KABUL (Reuters) - Two Afghan military officials were jailed for 20 years after a two-year trial for sharing state secrets with Pakistan, a prosecutor said on Wednesday.
The sentence highlights a long-standing belief between Afghanistan and neighboring Pakistan that the other country does not adequately prevent cross-border militant attacks.
Shah Mohammad and Nazirullah were arrested in 2016 after traveling to Pakistan to hand over information to Pakistan’s Inter Services Intelligence (ISI) agency. They pleaded not guilty but eventually “confessed to their crime” before the military court in the eastern city of Jalalabad, officials said.
“Each of them has been sentenced to 20 years in prison by the primary court,” said Najiburrahman Nadim, a military prosecutor.

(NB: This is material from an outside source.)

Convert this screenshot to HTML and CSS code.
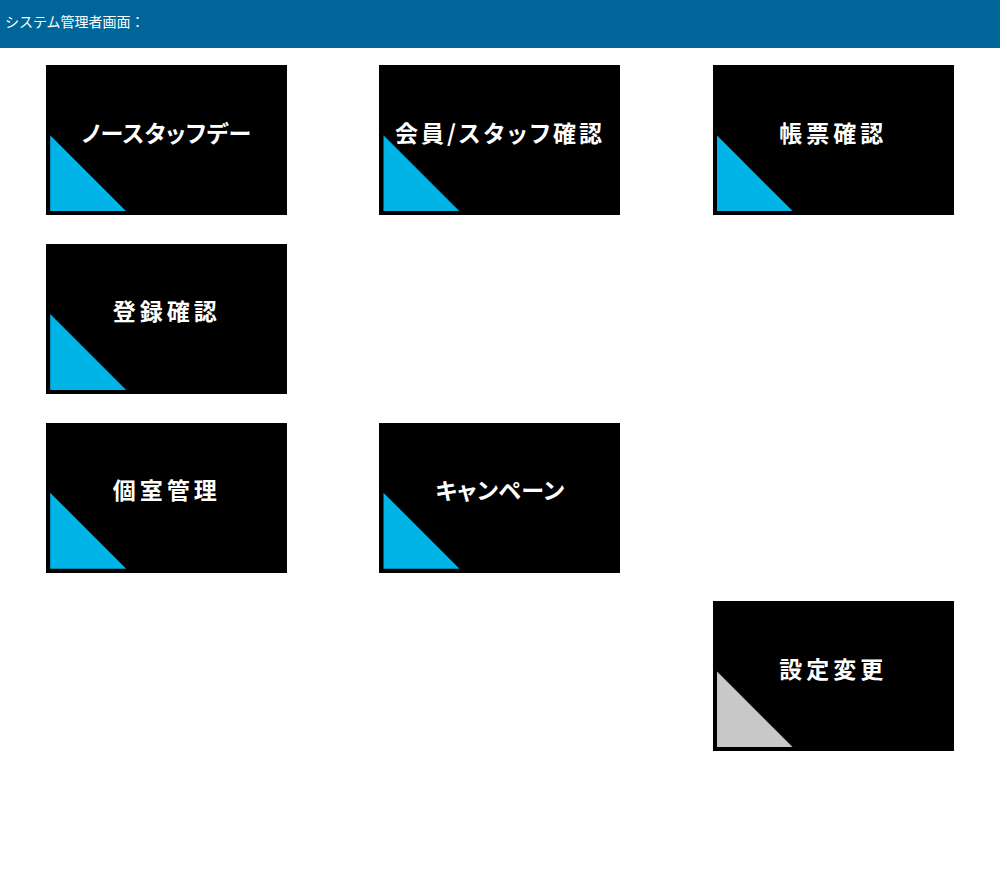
FILE: index.html
```html
<!DOCTYPE html>
<html lang="ja">
<head>
<meta charset="utf-8">
<title>システム管理者画面</title>
<link rel="stylesheet" href="styles.css">
</head>
<body>
<header class="topbar">システム管理者画面：</header>
<main class="menu">
  <a class="tile c1 r1" href="#"><span class="label label-kana">ノースタッフデー</span><span class="corner"></span></a>
  <a class="tile c2 r1" href="#"><span class="label label-mixed">会員/スタッフ確認</span><span class="corner"></span></a>
  <a class="tile c3 r1" href="#"><span class="label">帳票確認</span><span class="corner"></span></a>
  <a class="tile c1 r2" href="#"><span class="label">登録確認</span><span class="corner"></span></a>
  <a class="tile c1 r3" href="#"><span class="label">個室管理</span><span class="corner"></span></a>
  <a class="tile c2 r3" href="#"><span class="label label-kana">キャンペーン</span><span class="corner"></span></a>
  <a class="tile c3 r4" href="#"><span class="label">設定変更</span><span class="corner corner-gray"></span></a>
</main>
</body>
</html>
```
FILE: styles.css
```css
html, body {
  margin: 0;
  padding: 0;
  background: #ffffff;
}
body {
  font-family: "Noto Sans CJK JP", "Noto Sans", sans-serif;
}
.topbar {
  box-sizing: border-box;
  height: 48px;
  background: #006699;
  color: #ffffff;
  font-size: 14px;
  line-height: 20px;
  padding: 11px 5px 0;
}
.menu {
  display: grid;
  grid-template-columns: repeat(3, 1fr);
  grid-auto-rows: 150px;
  row-gap: 28.7px;
  padding-top: 17.3px;
  justify-items: center;
}
.c1 { grid-column: 1; }
.c2 { grid-column: 2; }
.c3 { grid-column: 3; }
.r1 { grid-row: 1; }
.r2 { grid-row: 2; }
.r3 { grid-row: 3; }
.r4 { grid-row: 4; }
.tile {
  position: relative;
  box-sizing: border-box;
  width: 241px;
  height: 150px;
  background: #000000;
  display: flex;
  align-items: center;
  justify-content: center;
  padding-bottom: 16px;
  text-decoration: none;
  overflow: hidden;
}
.label {
  position: relative;
  z-index: 1;
  color: #ffffff;
  font-weight: bold;
  font-size: 23px;
  letter-spacing: 4px;
  line-height: 1;
  white-space: nowrap;
  font-feature-settings: "palt";
}
.label-kana {
  letter-spacing: 0.5px;
}
.label-mixed {
  letter-spacing: 3px;
}
.corner {
  position: absolute;
  left: 4px;
  bottom: 4px;
  width: 76px;
  height: 76px;
  background: #00b4e8;
  clip-path: polygon(0 0, 0 100%, 100% 100%);
}
.corner-gray {
  background: #c8c8c8;
}
```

Nadim said the accused had shared secret information about attacks and bomb blasts.
Afghanistan’s Western-backed government has long accused Pakistan of harboring Afghan Taliban insurgents, a charge that Islamabad denies.
Islamabad, in turn, accuses Afghanistan of not doing enough to eradicate Pakistani Taliban militants, many of whom are based in Afghanistan and mostly carry out attacks inside Pakistan.
A defense lawyer representing the two army officials rejected the court’s verdict, which was delivered on Tuesday.
“My clients were beaten during the investigations and they were forced to confess. We don’t accept the decision and we will appeal,” said Toryalai Muqanen.